Ik geef wel toe dat God vaak door tussenkomst van de dienst van Satan in verworpenen werkt. Maar dan wel zo dat Satan zelf zijn werk uitvoert omdat God hem ertoe aanzet. En hij kan niet verder gaan dan wat God hem laat doen. Een slechte geest kwelt Saul, maar er wordt gezegd dat die bij God vandaan komt. 1 Samuël 16:14 Dat wordt gezegd om ons te laten weten dat Sauls waanzin het resultaat is van een rechtvaardige straf van God.
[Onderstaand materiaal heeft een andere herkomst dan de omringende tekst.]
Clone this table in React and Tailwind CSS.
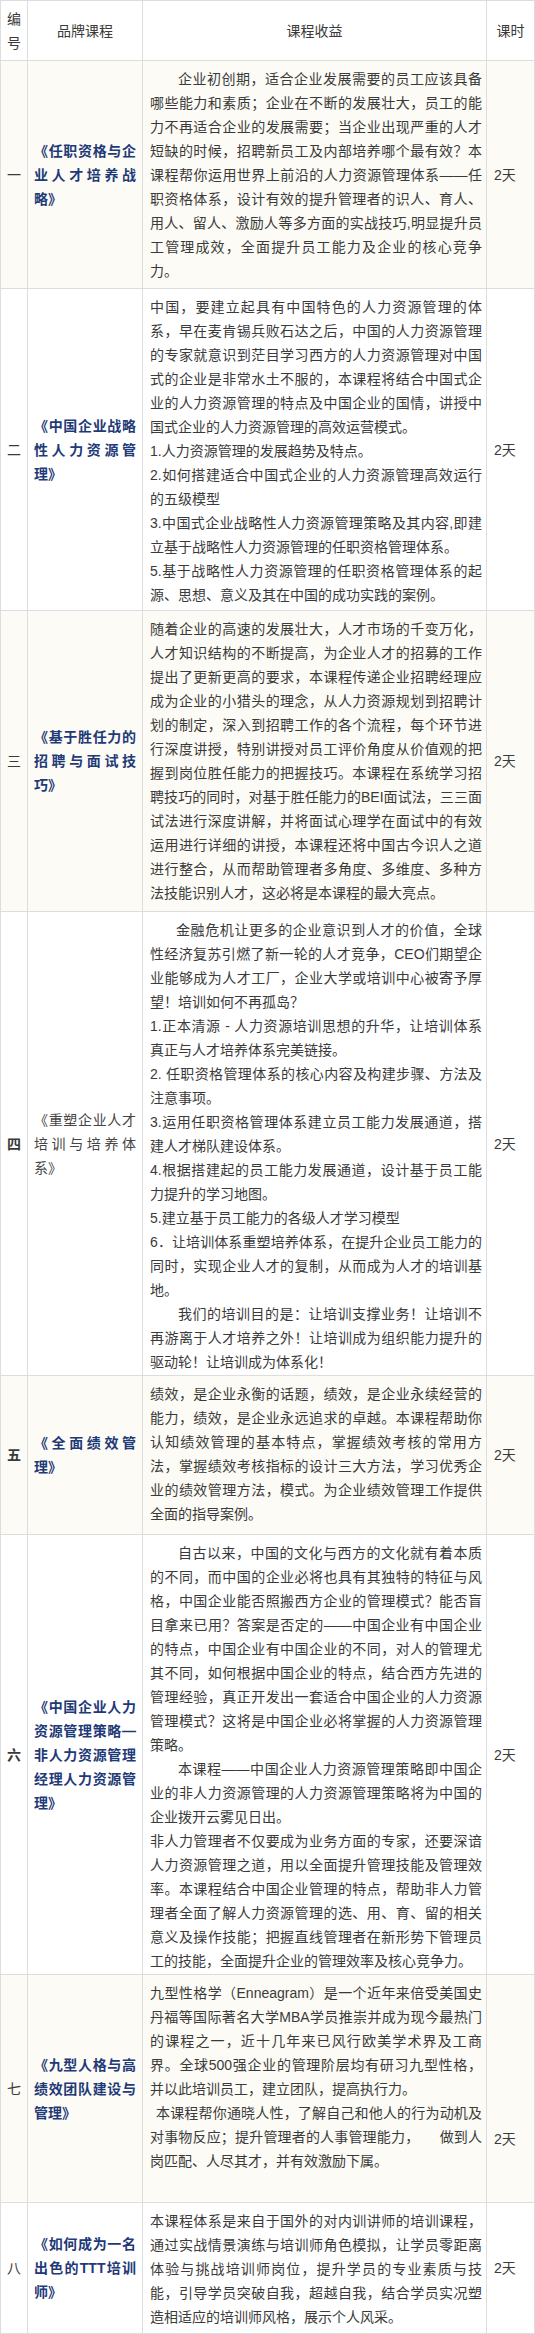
import React from "react";

// 品牌课程一览表
const courses = [
  {
    no: "一",
    name: "《任职资格与企业人才培养战略》",
    body: (
      <p className="indent-[28px]">
        企业初创期，适合企业发展需要的员工应该具备哪些能力和素质；企业在不断的发展壮大，员工的能力不再适合企业的发展需要；当企业出现严重的人才短缺的时候，招聘新员工及内部培养哪个最有效？本课程帮你运用世界上前沿的人力资源管理体系——任职资格体系，设计有效的提升管理者的识人、育人、用人、留人、激励人等多方面的实战技巧,明显提升员工管理成效，全面提升员工能力及企业的核心竞争力。
      </p>
    ),
  },
  {
    no: "二",
    name: "《中国企业战略性人力资源管理》",
    body: (
      <>
        <p>
          中国，要建立起具有中国特色的人力资源管理的体系，早在麦肯锡兵败石达之后，中国的人力资源管理的专家就意识到茫目学习西方的人力资源管理对中国式的企业是非常水土不服的，本课程将结合中国式企业的人力资源管理的特点及中国企业的国情，讲授中国式企业的人力资源管理的高效运营模式。
        </p>
        <p>1.人力资源管理的发展趋势及特点。</p>
        <p>2.如何搭建适合中国式企业的人力资源管理高效运行的五级模型</p>
        <p>
          3.中国式企业战略性人力资源管理策略及其内容,即建立基于战略性人力资源管理的任职资格管理体系。
        </p>
        <p>
          5.基于战略性人力资源管理的任职资格管理体系的起源、思想、意义及其在中国的成功实践的案例。
        </p>
      </>
    ),
  },
  {
    no: "三",
    name: "《基于胜任力的招聘与面试技巧》",
    body: (
      <p>
        随着企业的高速的发展壮大，人才市场的千变万化，人才知识结构的不断提高，为企业人才的招募的工作提出了更新更高的要求，本课程传递企业招聘经理应成为企业的小猎头的理念，从人力资源规划到招聘计划的制定，深入到招聘工作的各个流程，每个环节进行深度讲授，特别讲授对员工评价角度从价值观的把握到岗位胜任能力的把握技巧。本课程在系统学习招聘技巧的同时，对基于胜任能力的BEI面试法，三三面试法进行深度讲解，并将面试心理学在面试中的有效运用进行详细的讲授，本课程还将中国古今识人之道进行整合，从而帮助管理者多角度、多维度、多种方法技能识别人才，这必将是本课程的最大亮点。
      </p>
    ),
  },
  {
    no: "四",
    strongNo: true,
    plainName: true,
    name: "《重塑企业人才培训与培养体系》",
    body: (
      <>
        <p className="indent-[26px]">
          金融危机让更多的企业意识到人才的价值，全球性经济复苏引燃了新一轮的人才竞争，CEO们期望企业能够成为人才工厂，企业大学或培训中心被寄予厚望！培训如何不再孤岛？
        </p>
        <p>
          1.正本清源 - 人力资源培训思想的升华，让培训体系
          <span className="whitespace-nowrap">真正</span>与人才培养体系完美链接。
        </p>
        <p>2. 任职资格管理体系的核心内容及构建步骤、方法及注意事项。</p>
        <p>3.运用任职资格管理体系建立员工能力发展通道，搭建人才梯队建设体系。</p>
        <p>4.根据搭建起的员工能力发展通道，设计基于员工能力提升的学习地图。</p>
        <p>5.建立基于员工能力的各级人才学习模型</p>
        <p>
          6．让培训体系重塑培养体系，在提升企业员工能力的同时，实现企业人才的复制，从而成为人才的培训基地。
        </p>
        <p className="indent-[28px]">
          我们的培训目的是：让培训支撑业务！让培训不再游离于人才培养之外！让培训成为组织能力提升的驱动轮！让培训成为体系化！
        </p>
      </>
    ),
  },
  {
    no: "五",
    strongNo: true,
    name: "《全面绩效管理》",
    body: (
      <p>
        绩效，是企业永衡的话题，绩效，是企业永续经营的能力，绩效，是企业永远追求的卓越。本课程帮助你认知绩效管理的基本特点，掌握绩效考核的常用方法，掌握绩效考核指标的设计三大方法，学习优秀企业的绩效管理方法，模式。为企业绩效管理工作提供全面的指导案例。
      </p>
    ),
  },
  {
    no: "六",
    strongNo: true,
    name: "《中国企业人力资源管理策略—非人力资源管理经理人力资源管理》",
    body: (
      <>
        <p className="indent-[28px]">
          自古以来，中国的文化与西方的文化就有着本质的不同，而中国的企业必将也具有其独特的特征与风格，中国企业能否照搬西方企业的管理模式？能否盲目拿来已用？答案是否定的——中国企业有中国企业的特点，中国企业有中国企业的不同，对人的管理尤其不同，如何根据中国企业的特点，结合西方先进的管理经验，真正开发出一套适合中国企业的人力资源管理模式？这将是中国企业必将掌握的人力资源管理策略。
        </p>
        <p className="indent-[28px]">
          本课程——中国企业人力资源管理策略即中国企业的非人力资源管理的人力资源管理策略将为中国的企业拨开云雾见日出。
        </p>
        <p>
          非人力管理者不仅要成为业务方面的专家，还要深谙人力资源管理之道，用以全面提升管理技能及管理效率。本课程结合中国企业管理的特点，帮助非人力管理者全面了解人力资源管理的选、用、育、留的相关意义及操作技能；把握直线管理者在新形势下管理员工的技能，全面提升企业的管理效率及核心竞争力。
        </p>
      </>
    ),
  },
  {
    no: "七",
    lowHours: true,
    name: "《九型人格与高绩效团队建设与管理》",
    body: (
      <>
        <p>
          九型性格学（Enneagram）是一个近年来倍受美国史丹福等国际著名大学MBA学员推崇并成为现今最热门的课程之一，近十几年来已风行欧美学术界及工商界。全球500强企业的管理阶层均有研习九型性格，
          <span className="whitespace-nowrap">并以</span>此培训员工，建立团队，提高执行力。
        </p>
        <p className="indent-[6px]">
          本课程帮你通晓人性，了解自己和他人的行为动机及对事物反应；提升管理者的人事管理能力，
          {"\u00a0\u00a0\u00a0\u00a0\u00a0"}做到人岗匹配、人尽其才，并有效激励下属。
        </p>
      </>
    ),
  },
  {
    no: "八",
    name: "《如何成为一名出色的TTT培训师》",
    body: (
      <p>
        本课程体系是来自于国外的对内训讲师的培训课程，通过实战情景演练与培训师角色模拟，让学员零距离体验与挑战培训师岗位，提升学员的专业素质与技能，引导学员突破自我，超越自我，结合学员实况塑造相适应的培训师风格，展示个人风采。
      </p>
    ),
  },
];

function App() {
  return (
    <div className="w-[535px] bg-white font-['Liberation_Sans','Noto_Sans_CJK_SC',sans-serif] text-[14px] leading-[24px] text-[#3a3a3a] [text-spacing-trim:space-all] [text-autospace:no-autospace]">
      <div className="grid grid-cols-[26px_114px_343px_47px] grid-rows-[59px_227px_321px_300px_463px_158px_439px_227px_130px] gap-px border border-[#dddddd] bg-[#dddddd]">
        {/* header */}
        <div className="flex items-center justify-center bg-white px-[6px] text-center">
          编号
        </div>
        <div className="flex items-center justify-center bg-white">品牌课程</div>
        <div className="flex items-center justify-center bg-white">课程收益</div>
        <div className="flex items-center justify-center bg-white">课时</div>

        {courses.map((c, i) => {
          const bg = i % 2 === 0 ? "bg-[#fcfbf5]" : "bg-white";
          return (
            <React.Fragment key={c.no}>
              <div
                className={`flex items-center justify-center ${bg} ${
                  c.strongNo ? "font-bold" : ""
                }`}
              >
                {c.no}
              </div>
              <div className={`flex items-center ${bg} px-[6px]`}>
                <p
                  className={`w-full text-justify ${
                    c.plainName ? "text-[#454545]" : "font-bold text-[#1f3a78]"
                  }`}
                >
                  {c.name}
                </p>
              </div>
              <div className={`${bg} pt-[6px] pl-[7px] pr-[4px] text-justify`}>
                {c.body}
              </div>
              <div
                className={`flex ${
                  c.lowHours ? "items-end pb-[51px]" : "items-center"
                } ${bg} pl-[7px]`}
              >
                2天
              </div>
            </React.Fragment>
          );
        })}
      </div>
    </div>
  );
}

export default App;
Van dezelfde Satan wordt ook gezegd dat hij de gedachten van ongelovigen verblindt. 2 Korinthiërs 4:4 Maar hoe komt dat anders dan doordat God zelf de dwaling effectief maakt, zodat zij die weigeren de waarheid te geloven, de leugen geloven? 2 Thessalonicenzen 2:11 In overeenstemming met de eerste redenering wordt gezegd: ‘Als een profeet leugens zal spreken, heb Ik, God, hem misleid.’ Ezechiël 14:9 Maar in overeenstemming met de andere redenering wordt gezegd dat God zelf de mensen overgeeft aan hun verdorven zinnen en hen in hun schandelijke begeerten werpt. Want Hij is de voornaamste bewerker van zijn rechtvaardige straf. Satan is alleen maar zijn dienaar.
Maar in boek 2 gaan we het hebben over de vrije of onvrije wil van de mens. Dan zal dit onderwerp opnieuw behandeld moeten worden. Daarom denk ik dat ik, voor wat op dit moment nodig is, in het kort genoeg gezegd heb. Dit moet de kern zijn: als er wordt gezegd dat Gods wil de oorzaak van alles is, dan wordt bedoeld dat zijn voorzienigheid alle plannen en al het doen en laten van mensen bestuurt. Gods voorzienigheid laat zich dus niet alleen gelden in de uitverkorenen, die door de Heilige Geest geleid worden. Ook de verworpenen worden door Gods voorzienigheid tot gehoorzaamheid gedwongen.